By contrast, by 1994 the SACP, and prior to it the Communist Party of South Africa (formed in 1921), had been fully non-racial in membership and increasingly in leadership for nearly seventy years. This non-racial party moulded in the tradition of Lenin and Stalin is now predominantly black in membership and leadership. Within the ANC, and within the general context of South African political life, the SACP won for itself historically the position of principal opponent in South Africa of the racial criterion in politics. This was no mean honour, and no mean historical achievement, and it was paid for by many sacrifices.

The other consequence was that the dictatorial political practice of Lenin and Stalin became installed in South Africa under the beneficent cloak of non-racial, "progressive" politics, located up to now within the broad cloak of the ANC.

The prime opponent in South Africa of both the European tradition of racist rule, embodied principally but not exclusively in the government of over forty years of the National Party, but also of totalitarian state despotism of the Soviet type (represented by the SACP), was the Liberal Party of South Africa. During the apartheid period, members of this party showed great courage and gave outstanding moral witness. But the Liberal Party existed for only 15 years, between 1953 and 1968, when it dissolved itself.

By that act of self-extinction, in that most bleak period of despotic rule under the heavy hand of Prime Minister Balthasar John Vorster (former paramilitary leader of the Ossewabrandwag), the Liberal Party discounted itself as a serious contender for the allegiance of black people, deprived of a vote, and handed primacy of position in the argument for the criterion of non-racialism in politics to its rival and enemy, the SACP. South Africa is still living under the consequences of that extraordinary act of self-abdication by the Liberal Party, when the choice it faced was of voluntary submission to the racist state or its combat as an illegal, underground, opposition party. All the credit for that choice of continuing in resistance ("A luta continua!") went to the SACP, the ANC and the PAC, which took the consequences of maintaining their identity as illegal bodies faced by a strong and ruthless state.
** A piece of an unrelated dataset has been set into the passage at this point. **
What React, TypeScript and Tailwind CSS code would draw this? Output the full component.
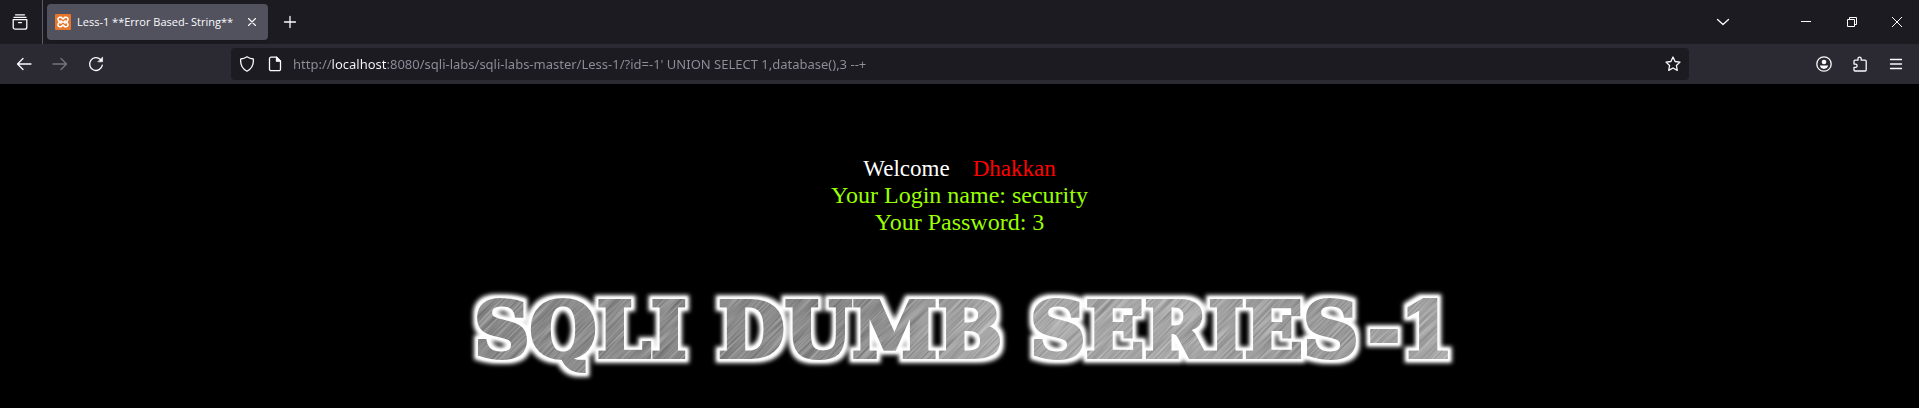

The Democratic Alliance, which of all parties in South Africa is the most direct inheritor of the traditions of the vanished Liberal Party (the parliamentary, constitutional and civic tradition derived from Britain and North America), still labours under the deficit incurred from the voluntary disappearance of the Liberal Party from organised political life, forty years ago. In the practical consciousness of the great majority of black people in South Africa, communism won a plus while liberalism incurred a minus. It was simple to ask: which party really put its heart into the overcoming of white rule, and which didn't? Which party fought through thick and thin, and which effectively capitulated?

There is no question that the calibre of leadership and political writing by the SACP today is not a patch on that of its leaders of 50, or 40, or 30 years ago. It nevertheless holds the advantage of the practical heritage of that tradition. In a sense, it is living off its capital.
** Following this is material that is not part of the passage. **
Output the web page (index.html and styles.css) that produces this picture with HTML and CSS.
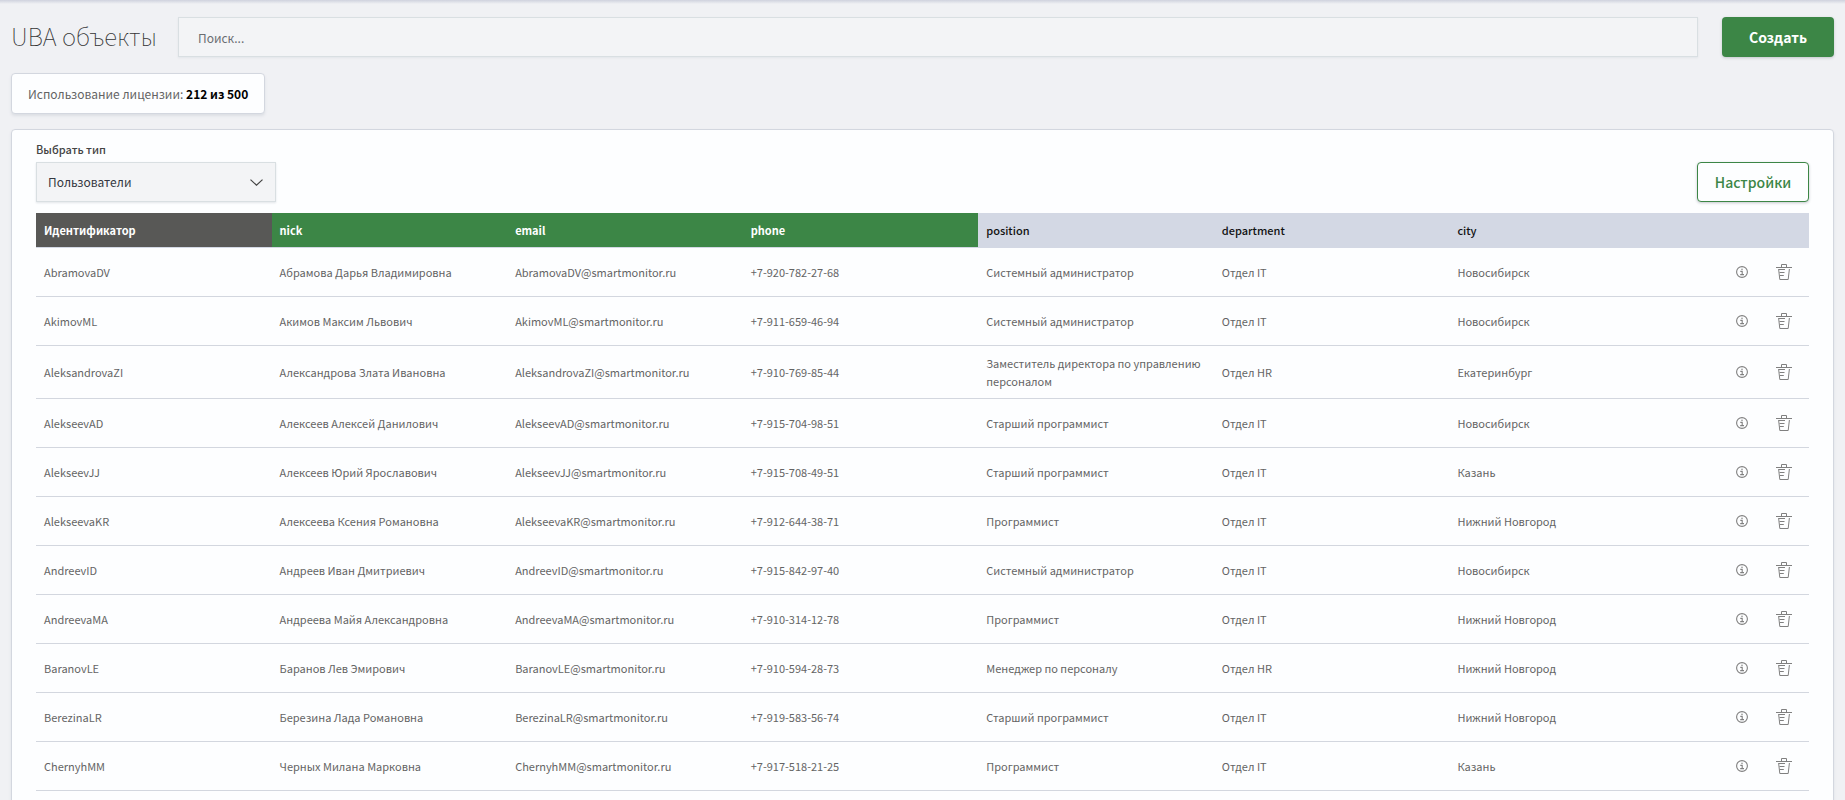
FILE: index.html
```html
<!DOCTYPE html>
<html lang="ru">
<head>
<meta charset="utf-8">
<title>UBA объекты</title>
<link rel="stylesheet" href="styles.css">
</head>
<body>
<svg class="sprite" aria-hidden="true">
  <symbol id="info" viewBox="0 0 12 12">
    <circle cx="6" cy="6" r="5.4" fill="none" stroke="currentColor" stroke-width="1.1"/>
    <path d="M5.2 3.2h1.6M4.3 5.4h1.9v3M4.2 8.6h3.8" fill="none" stroke="currentColor" stroke-width="1.1"/>
  </symbol>
  <symbol id="trash" viewBox="0 0 16 16">
    <path d="M0 3.5h16M5.5 3V.5h5V3M2.6 5l1.2 10.5h8.4L13.4 5M3 5.5h6M3.5 8.5h5M3.8 11.5h4" fill="none" stroke="currentColor"/>
  </symbol>
</svg>
<header class="topbar">
  <h1 class="title">UBA объекты</h1>
  <input class="search" type="search" placeholder="Поиск..." aria-label="Поиск">
  <button class="btn btn-primary" type="button">Создать</button>
</header>
<main>
  <p class="license">Использование лицензии: <strong>212 из 500</strong></p>
  <section class="panel">
    <div class="toolbar">
      <div class="field">
        <label class="label" for="type">Выбрать тип</label>
        <div class="select-wrap">
          <select class="select" id="type"><option>Пользователи</option></select>
          <svg class="chevron" viewBox="0 0 13 7" aria-hidden="true"><path d="M.5.6L6.5 6.2 12.5.6" fill="none" stroke="currentColor" stroke-width="1.2"/></svg>
        </div>
      </div>
      <button class="btn btn-outline" type="button">Настройки</button>
    </div>
    <table class="table">
      <thead>
        <tr><th class="id">Идентификатор</th><th class="key">nick</th><th class="key">email</th><th class="key">phone</th><th>position</th><th>department</th><th>city</th><th class="actions-col" aria-label="Действия"></th></tr>
      </thead>
      <tbody id="rows"></tbody>
    </table>
  </section>
</main>
<script src="app.js"></script>
</body>
</html>
```
FILE: styles.css
```css
* { box-sizing: border-box; }
body {
  margin: 0;
  padding: 17px 11px 0;
  background: #f0f1f4 linear-gradient(#cfd2de, #f0f1f4) 0 0 / 100% 4px no-repeat;
  color: #646464;
  font: 11px/18px "Noto Sans CJK SC", "Noto Sans", sans-serif;
}
button, input, select { font-family: inherit; }
.sprite { position: absolute; width: 0; height: 0; }
.topbar { display: flex; align-items: center; gap: 24px; margin-bottom: 16px; }
.title { width: 143px; margin: 0; padding-bottom: 2px; font-size: 24px; line-height: 38px; font-weight: 100; color: #343434; white-space: nowrap; }
.search {
  flex: 1;
  min-width: 0;
  height: 40px;
  padding: 0 19px;
  border: 1px solid #d9dfe2;
  border-radius: 0;
  background: #f3f4f6;
  box-shadow: 0 1px 2px #e2e5e9;
  color: #343741;
  font-size: 12px;
  appearance: none;
}
.search::placeholder { color: #6a6d72; opacity: 1; }
.btn { width: 112px; height: 40px; padding: 0 0 1px; border-radius: 4px; font-size: 14px; box-shadow: 0 1px 3px #c3c6cc; }
.btn-primary { border: 0; background: #3c8646; color: #fff; font-weight: 700; }
.btn-outline { border: 1px solid #3c8646; background: #fdfeff; color: #3c8646; font-weight: 500; }
.license {
  width: fit-content;
  margin: 0 0 15px;
  padding: 10px 16px 9px;
  border: 1px solid #d3d7df;
  border-radius: 4px;
  background: #fdfeff;
  box-shadow: 0 2px 3px #dcdfe4;
  font-size: 12px;
  line-height: 20px;
}
.license strong { color: #000; }
.panel {
  padding: 10px 24px 24px;
  border: 1px solid #d3d7df;
  border-radius: 4px;
  background: #fdfeff;
  box-shadow: 0 2px 3px #dcdfe4;
}
.toolbar { display: flex; align-items: flex-end; justify-content: space-between; margin-bottom: 11px; }
.label { display: block; margin-bottom: 4px; font-weight: 500; color: #444; }
.select-wrap { position: relative; width: 240px; }
.select {
  display: block;
  width: 100%;
  height: 40px;
  padding: 0 11px 2px;
  border: 1px solid #d9dfe2;
  border-radius: 0;
  background: #f3f4f6;
  box-shadow: 0 1px 2px #e2e5e9;
  color: #343741;
  font-size: 12px;
  appearance: none;
}
.chevron { position: absolute; right: 13px; top: 17px; width: 13px; height: 7px; color: #444; pointer-events: none; }
.table { width: 100%; border-collapse: separate; border-spacing: 0; table-layout: fixed; }
.table th { height: 35px; padding: 0 8px; border-bottom: 1px solid #d3d8e4; background: #d3d8e4; background-clip: padding-box; color: #111; font-weight: 500; text-align: left; }
.table .id { background-color: #585856; color: #fff; font-weight: 700; }
.table .key { background-color: #3c8646; color: #fff; font-weight: 700; }
.actions-col { width: 124px; }
.table td { padding: 8px; border-bottom: 1px solid #d3d7df; }
.actions { display: flex; justify-content: flex-end; gap: 8px; }
.icon-btn { display: grid; place-items: center; width: 34px; height: 32px; padding: 0; border: 0; background: none; color: #808080; }
.icon-info { width: 12px; height: 12px; }
.icon-trash { width: 16px; height: 16px; }
```
FILE: app.js
```js
const users = [
  ["AbramovaDV", "Абрамова Дарья Владимировна", "+7-920-782-27-68", "Системный администратор", "Отдел IT", "Новосибирск"],
  ["AkimovML", "Акимов Максим Львович", "+7-911-659-46-94", "Системный администратор", "Отдел IT", "Новосибирск"],
  ["AleksandrovaZI", "Александрова Злата Ивановна", "+7-910-769-85-44", "Заместитель директора по управлению персоналом", "Отдел HR", "Екатеринбург"],
  ["AlekseevAD", "Алексеев Алексей Данилович", "+7-915-704-98-51", "Старший программист", "Отдел IT", "Новосибирск"],
  ["AlekseevJJ", "Алексеев Юрий Ярославович", "+7-915-708-49-51", "Старший программист", "Отдел IT", "Казань"],
  ["AlekseevaKR", "Алексеева Ксения Романовна", "+7-912-644-38-71", "Программист", "Отдел IT", "Нижний Новгород"],
  ["AndreevID", "Андреев Иван Дмитриевич", "+7-915-842-97-40", "Системный администратор", "Отдел IT", "Новосибирск"],
  ["AndreevaMA", "Андреева Майя Александровна", "+7-910-314-12-78", "Программист", "Отдел IT", "Нижний Новгород"],
  ["BaranovLE", "Баранов Лев Эмирович", "+7-910-594-28-73", "Менеджер по персоналу", "Отдел HR", "Нижний Новгород"],
  ["BerezinaLR", "Березина Лада Романовна", "+7-919-583-56-74", "Старший программист", "Отдел IT", "Нижний Новгород"],
  ["ChernyhMM", "Черных Милана Марковна", "+7-917-518-21-25", "Программист", "Отдел IT", "Казань"]
];
const actions = `<td><div class="actions">
  <button class="icon-btn" type="button" aria-label="Информация"><svg class="icon-info"><use href="#info"/></svg></button>
  <button class="icon-btn" type="button" aria-label="Удалить"><svg class="icon-trash"><use href="#trash"/></svg></button>
</div></td>`;
document.getElementById("rows").innerHTML = users.map(([id, nick, ...rest]) =>
  "<tr>" + [id, nick, id + "@smartmonitor.ru", ...rest].map(v => `<td>${v}</td>`).join("") + actions + "</tr>"
).join("");
```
By contrast, however, many fine black thinkers have found their own way since 1990 to major elements in the parliamentary and constitutional tradition once represented by the Liberal Party, faced with the bad alternatives in the two competing historical traditions, each with its own oppressive history (race thinking, on the one hand, and the Lenin-Stalin tradition on the other, with all the evil consequences of each). The low grade of argument by apparent supporters of each of these two traditions in South Africa is obvious from some of the comments attached by readers to previous articles by contributors to this website. The failure of the SACP to present a thoroughgoing critique of the gutter-level of discourse initiated by its ally, the ANC Youth League, as articulated by its president, Julius Malema, brings this once extraordinary political party down to the same level in the gutter.

The decline in the level of argument and moral integrity of representatives and supporters of the SACP is matched by the clear supremacy in logical and moral consistency of black writers and thinkers advancing perspectives from a different tradition. These would include individuals such as the editor of the Sunday Times, Mondli Makhanya (see here, for example, in his editorial "Time to bury Stalin and seek a new language that speaks of greatness"); Dr Xolela Mangcu, with his question, "How did a once proud freedom movement become a party of death?" (here); and the columnist Fred Khumalo, in his humourous/serious analysis of the consequences of the vocabulary of "imidlwembe" (or, traitors) in South Africa 's historic discourse (see here).

It was not difficult for Hitler and Stalin to beat out the brains of their opponents, whether they hanged a Pastor Dietrich Bonhoeffer in Germany or drove a poet Marina Tsvetaeva to hang herself in Russia. The battle of ideas is a different matter, and in the end the party of inferior ideas always loses. It may take a long time. It often does. It may happen only after huge numbers of people have met a terrible end, as happened under the empires of Hitler and Stalin. In the end, though, the moral witness of Bonhoeffer has already had a far longer history and influence among Germans, and in the rest of the world, than the 12-year Hitler Reich, and the poetry of Tsvetaeva will be in Russian hearts when Stalin has become a bad dream, from a bad past history.

The many opponents of the new Lekota-Shilowa grouping inside (or outside) the ANC are not wrong when they accuse its leaders of past misdemeanours and bad practice, from when they held the high seat in public life. The really significant fact, however, is that, like it or not, this grouping has turned in its public discourse to a similar set of concepts and sensibility as that of the most honourable and morally consistent writers and thinkers in contemporary black public life in South Africa. That is a very good thing. In the battle of ideas, the logic of the argument for political dictatorship - the argument of "Kill for Zuma", of the strategy to "hegemonise state power" - is already looking tawdry, like something dirty in the gutter, which it is.

The future character of black political thinking and argument in South Africa is already being articulated by the critics of the "Kill for Zuma" party.